- Founded: 1986
- Defunct: 2000
- Genre: Indie rock;
- Country of origin: United States
- Location: San Francisco, California

= Aztlan Records =

Independent record label

Aztlan Records was an independent record label based in San Francisco, California, first established in 1986. The label released music in the genres of Latin indie rock, swing, and ska. It was described as the first label in the country "to devote itself exclusively to U.S.-bred rock en español." The label had a small staff, limited budget, and no mainstream radio support. It serviced the notably small rock en español scene of northern California, which was comparatively smaller than that of southern California.

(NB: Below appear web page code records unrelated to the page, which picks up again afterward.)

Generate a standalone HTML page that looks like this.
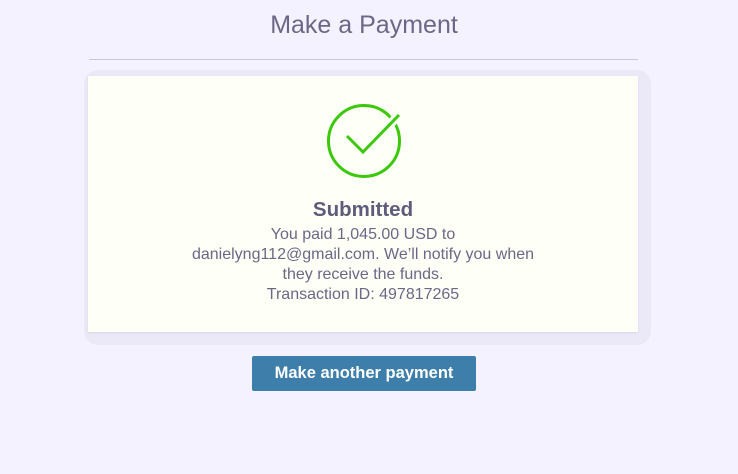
<!DOCTYPE html>
<html><head><style>
body{margin:0;background:#f5f2ff;font-family:"Liberation Sans",sans-serif;width:738px;height:474px;position:relative;overflow:hidden}
.t{position:absolute;top:11px;left:-5px;width:738px;text-align:center;font-size:25px;color:#6a6886}
.hr{position:absolute;top:59px;left:89px;width:549px;height:1px;background:#cbc7d6}
.sh{position:absolute;left:84px;top:70px;width:567px;height:275px;border-radius:14px;background:#ebe9f7}
.card{position:absolute;left:88px;top:76px;width:550px;height:256px;background:#fefff7;box-shadow:0 1px 2px rgba(0,0,0,.08)}
svg{position:absolute;left:322px;top:100px}
.h{position:absolute;top:198px;left:88px;width:550px;text-align:center;font-size:20.5px;font-weight:bold;color:#5d5c7a}
.p{position:absolute;top:225px;left:88px;width:550px;text-align:center;font-size:16px;line-height:20px;color:#6a6886}
.b{position:absolute;left:252px;top:356px;width:224px;height:35px;background:#3d7eaa;color:#fff;font-size:16.5px;font-weight:bold;text-align:center;line-height:34px;border-radius:2px}
</style></head><body>
<div class="t">Make a Payment</div>
<div class="hr"></div>
<div class="sh"></div>
<div class="card"></div>
<svg width="84" height="84" viewBox="322 100 84 84"><circle cx="364" cy="141" r="35.5" fill="none" stroke="#3cc80c" stroke-width="3"/><path d="M347 136 L363 152 L399 115" fill="none" stroke="#fefff7" stroke-width="9"/><path d="M347 136 L363 152 L399 115" fill="none" stroke="#3cc80c" stroke-width="3"/></svg>
<div class="h">Submitted</div>
<div class="p">You paid 1,045.00 USD to<br>danielyng112@gmail.com. We’ll notify you when<br>they receive the funds.<br>Transaction ID: 497817265</div>
<div class="b">Make another payment</div>
</body></html>
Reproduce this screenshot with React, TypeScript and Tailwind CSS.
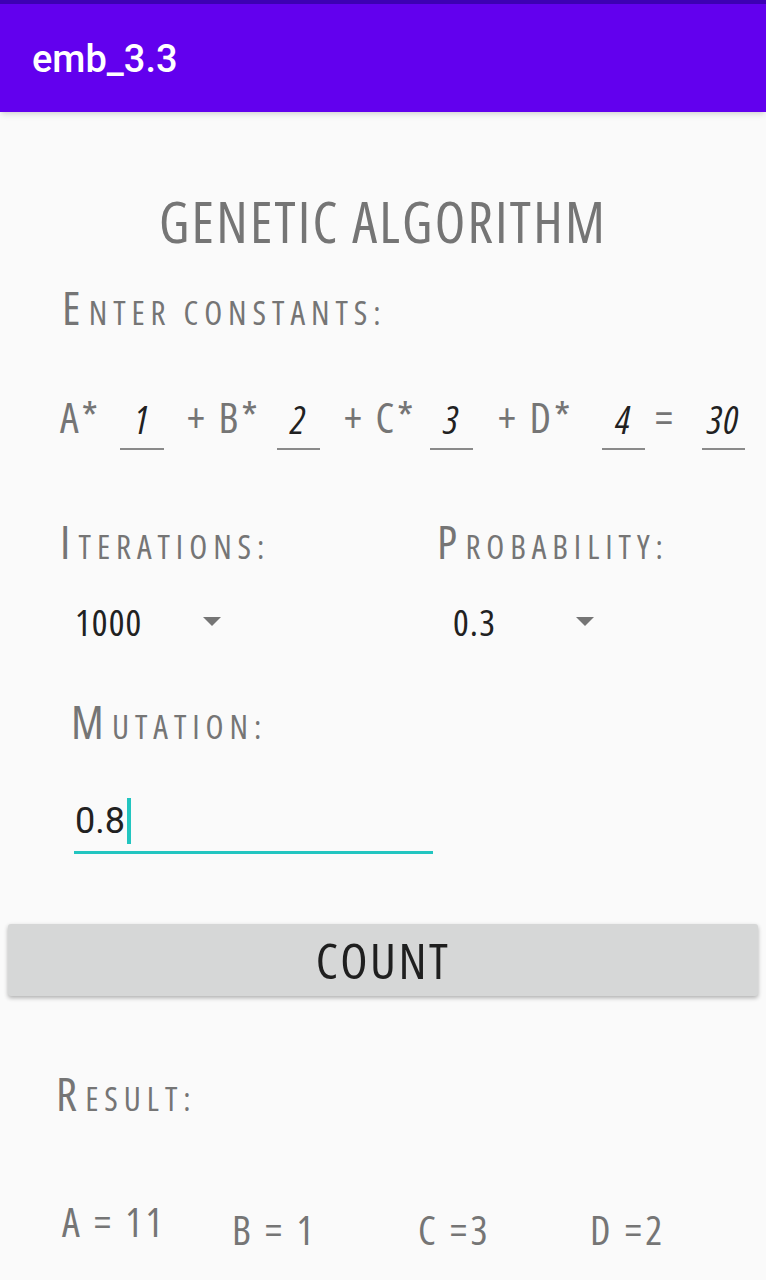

The first album the label released was Señor Cementerio by Los Angeles-based Ley de Hielo in 1995. It merged out when joining another Latin independent label Grita! Records in 1999. The last album release credited to the record label was Sonero de Cuba by Septeto Nacional de Ignacio Piñeiro. The label was described as defunct in a November 2000 issue of Billboard.

Fernando Ramirez, lead singer of Latin rock band Maria Fatal, recognized the label's importance in the scene, stating "if it weren't for Aztlan Records, I don't know where we'd be." In an article for ColorLines, Hua Hsu noted that "labels like Aztlan, Xicano, Grita!, and Pinche Flojo [fought] to carve out space for Latinos in genres like ska, punk, and indie."